Lisbeth Pilegaard pilegaardlisbeth@gmail.com
Consultante et conseillère humanitaire auprès du Panel de haut niveau des Nations Unies sur le financement humanitaire

Jasminka Dzumhur jdzumhur@ombudsmen.gov.ba
Médiatrice des droits de l’homme pour la Bosnie-Herzégovine.



[1] Rapport du Comité pour l’élimination de la discrimination raciale, 2006. Supplément No 18 A/61/18, paragraphe 31. www.refworld.org/pdfid/45c30ba90.pdf

[2] Personnes déplacées retournant dans leur zone d’origine où leur groupe ethnique se trouve maintenant minoritaire.
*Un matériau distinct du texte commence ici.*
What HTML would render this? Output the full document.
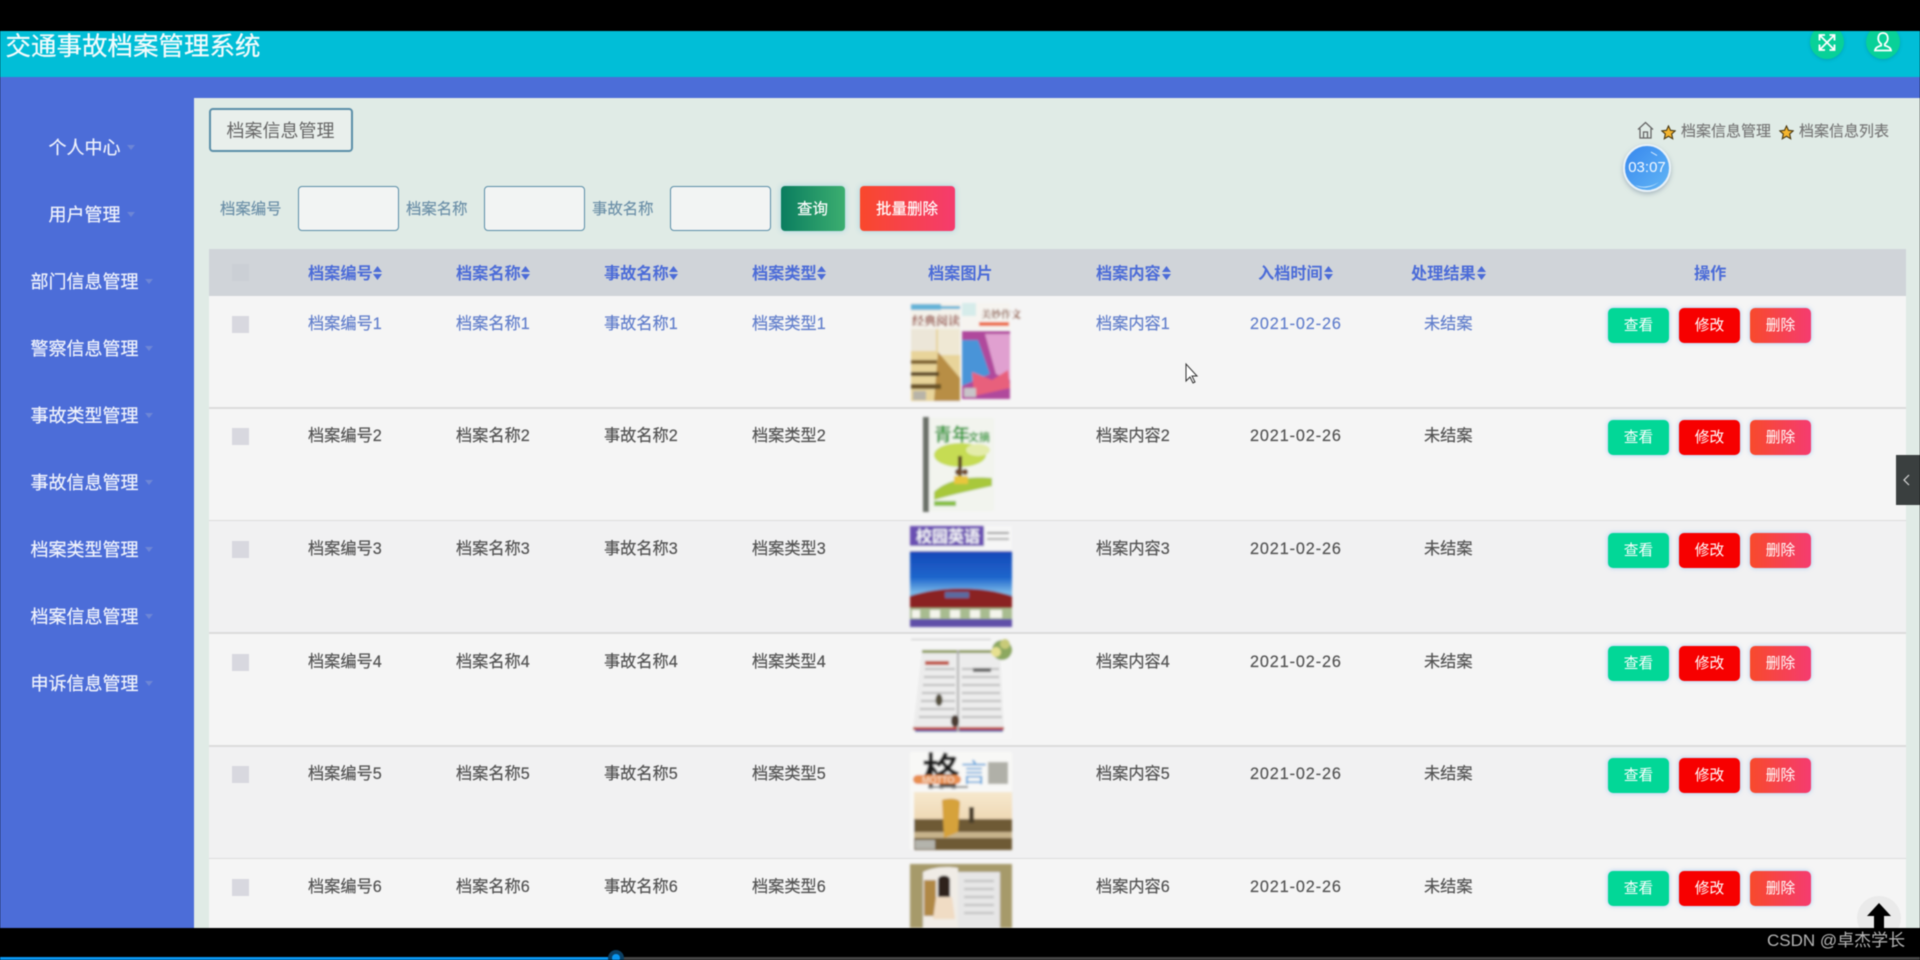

[3] OSCE (Novembre 2012) Tackling Hate Crimes: An analysis of bias-motivated incidents in Bosnia and Herzegovina with recommendations www.oscebih.org/documents/osce_bih_doc_2012111310235235eng.pdf , Commission européenne contre le racisme et l’intolérance (février 2011) Rapport de l’ECRI sur la Bosnie-Herzégovine (quatrième cycle de monitoring). www.coe.int/t/dghl/monitoring/ecri/Country-by-country/Bosnia_Herzegovina/BIH-CBC-IV-2011-002-FRE.pdf

[4] (Mars 2015) Rapport annuel de résultats et d’activités du Médiateur des droits de l’homme pour la Bosnie-Herzégovine, 2014 www.ombudsmen.gov.ba/Dokumenti.aspx?id

[5] La législation relative à l’égalité des sexes en est le meilleur exemple (texte sur : http://tinyurl.com/BiH-Gender-Law-2003), qui prévoit que : « les autorités compétentes devront prendre toutes mesures appropriées à tous les niveaux afin d’appliquer les dispositions de la législation relative à l’égalité des sexes », notamment « par l’adoption de mesures appropriées en vue d’instaurer l’égalité des sexes dans tous les domaines et à tous les niveaux de gouvernance ». Ce qui n’est toujours pas le cas.